* [WHAT YOU HAVE TO DO]: Word for word, give the material below again, minus any images.

:: COLLECTED MATERIAL

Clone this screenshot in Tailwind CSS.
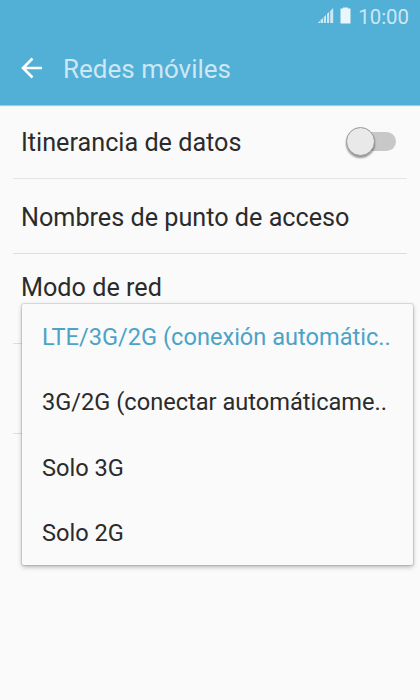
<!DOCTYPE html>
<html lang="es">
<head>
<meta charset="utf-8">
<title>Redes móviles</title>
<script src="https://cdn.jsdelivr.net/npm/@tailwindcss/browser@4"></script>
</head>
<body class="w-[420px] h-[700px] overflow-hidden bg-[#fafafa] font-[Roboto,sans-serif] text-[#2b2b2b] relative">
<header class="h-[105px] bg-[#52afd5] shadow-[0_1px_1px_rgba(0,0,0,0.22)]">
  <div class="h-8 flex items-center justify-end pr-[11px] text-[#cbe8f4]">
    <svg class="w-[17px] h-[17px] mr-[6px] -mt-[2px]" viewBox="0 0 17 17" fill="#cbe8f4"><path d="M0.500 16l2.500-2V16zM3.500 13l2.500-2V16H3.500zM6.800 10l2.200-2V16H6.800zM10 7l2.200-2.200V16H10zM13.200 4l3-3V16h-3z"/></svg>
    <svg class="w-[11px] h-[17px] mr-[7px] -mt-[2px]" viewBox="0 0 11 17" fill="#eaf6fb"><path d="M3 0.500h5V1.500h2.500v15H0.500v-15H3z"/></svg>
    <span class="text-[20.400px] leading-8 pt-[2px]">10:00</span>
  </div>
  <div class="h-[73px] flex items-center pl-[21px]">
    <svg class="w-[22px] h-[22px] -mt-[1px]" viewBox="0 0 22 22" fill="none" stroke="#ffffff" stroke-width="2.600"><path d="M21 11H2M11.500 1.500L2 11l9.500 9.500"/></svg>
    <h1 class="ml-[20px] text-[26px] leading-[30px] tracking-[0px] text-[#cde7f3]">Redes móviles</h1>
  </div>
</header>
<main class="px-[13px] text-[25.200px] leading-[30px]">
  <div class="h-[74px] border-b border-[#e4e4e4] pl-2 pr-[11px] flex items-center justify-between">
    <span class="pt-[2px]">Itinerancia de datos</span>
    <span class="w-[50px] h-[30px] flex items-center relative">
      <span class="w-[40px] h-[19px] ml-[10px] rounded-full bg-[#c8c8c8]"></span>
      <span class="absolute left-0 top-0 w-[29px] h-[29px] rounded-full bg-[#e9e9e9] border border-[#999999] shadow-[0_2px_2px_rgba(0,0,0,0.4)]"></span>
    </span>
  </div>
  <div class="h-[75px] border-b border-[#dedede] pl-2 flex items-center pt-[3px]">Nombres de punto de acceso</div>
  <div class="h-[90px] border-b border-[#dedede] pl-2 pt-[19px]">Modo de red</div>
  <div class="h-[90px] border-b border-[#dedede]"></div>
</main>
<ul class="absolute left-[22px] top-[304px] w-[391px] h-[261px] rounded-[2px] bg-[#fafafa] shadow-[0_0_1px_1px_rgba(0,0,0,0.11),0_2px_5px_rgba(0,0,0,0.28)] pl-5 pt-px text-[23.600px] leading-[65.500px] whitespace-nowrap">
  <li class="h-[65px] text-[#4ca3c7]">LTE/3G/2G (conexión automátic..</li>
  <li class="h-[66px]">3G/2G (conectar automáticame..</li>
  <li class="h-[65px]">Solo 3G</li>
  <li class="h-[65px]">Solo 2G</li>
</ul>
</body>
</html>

::::

* [RESULT FOR THIS TASK]:
Clone this screenshot in Tailwind CSS.
<!DOCTYPE html>
<html lang="es">
<head>
<meta charset="utf-8">
<title>Redes móviles</title>
<script src="https://cdn.jsdelivr.net/npm/@tailwindcss/browser@4"></script>
</head>
<body class="w-[420px] h-[700px] overflow-hidden bg-[#fafafa] font-[Roboto,sans-serif] text-[#2b2b2b] relative">
<header class="h-[105px] bg-[#52afd5] shadow-[0_1px_1px_rgba(0,0,0,0.22)]">
  <div class="h-8 flex items-center justify-end pr-[11px] text-[#cbe8f4]">
    <svg class="w-[17px] h-[17px] mr-[6px] -mt-[2px]" viewBox="0 0 17 17" fill="#cbe8f4"><path d="M0.500 16l2.500-2V16zM3.500 13l2.500-2V16H3.500zM6.800 10l2.200-2V16H6.800zM10 7l2.200-2.200V16H10zM13.200 4l3-3V16h-3z"/></svg>
    <svg class="w-[11px] h-[17px] mr-[7px] -mt-[2px]" viewBox="0 0 11 17" fill="#eaf6fb"><path d="M3 0.500h5V1.500h2.500v15H0.500v-15H3z"/></svg>
    <span class="text-[20.400px] leading-8 pt-[2px]">10:00</span>
  </div>
  <div class="h-[73px] flex items-center pl-[21px]">
    <svg class="w-[22px] h-[22px] -mt-[1px]" viewBox="0 0 22 22" fill="none" stroke="#ffffff" stroke-width="2.600"><path d="M21 11H2M11.500 1.500L2 11l9.500 9.500"/></svg>
    <h1 class="ml-[20px] text-[26px] leading-[30px] tracking-[0px] text-[#cde7f3]">Redes móviles</h1>
  </div>
</header>
<main class="px-[13px] text-[25.200px] leading-[30px]">
  <div class="h-[74px] border-b border-[#e4e4e4] pl-2 pr-[11px] flex items-center justify-between">
    <span class="pt-[2px]">Itinerancia de datos</span>
    <span class="w-[50px] h-[30px] flex items-center relative">
      <span class="w-[40px] h-[19px] ml-[10px] rounded-full bg-[#c8c8c8]"></span>
      <span class="absolute left-0 top-0 w-[29px] h-[29px] rounded-full bg-[#e9e9e9] border border-[#999999] shadow-[0_2px_2px_rgba(0,0,0,0.4)]"></span>
    </span>
  </div>
  <div class="h-[75px] border-b border-[#dedede] pl-2 flex items-center pt-[3px]">Nombres de punto de acceso</div>
  <div class="h-[90px] border-b border-[#dedede] pl-2 pt-[19px]">Modo de red</div>
  <div class="h-[90px] border-b border-[#dedede]"></div>
</main>
<ul class="absolute left-[22px] top-[304px] w-[391px] h-[261px] rounded-[2px] bg-[#fafafa] shadow-[0_0_1px_1px_rgba(0,0,0,0.11),0_2px_5px_rgba(0,0,0,0.28)] pl-5 pt-px text-[23.600px] leading-[65.500px] whitespace-nowrap">
  <li class="h-[65px] text-[#4ca3c7]">LTE/3G/2G (conexión automátic..</li>
  <li class="h-[66px]">3G/2G (conectar automáticame..</li>
  <li class="h-[65px]">Solo 3G</li>
  <li class="h-[65px]">Solo 2G</li>
</ul>
</body>
</html>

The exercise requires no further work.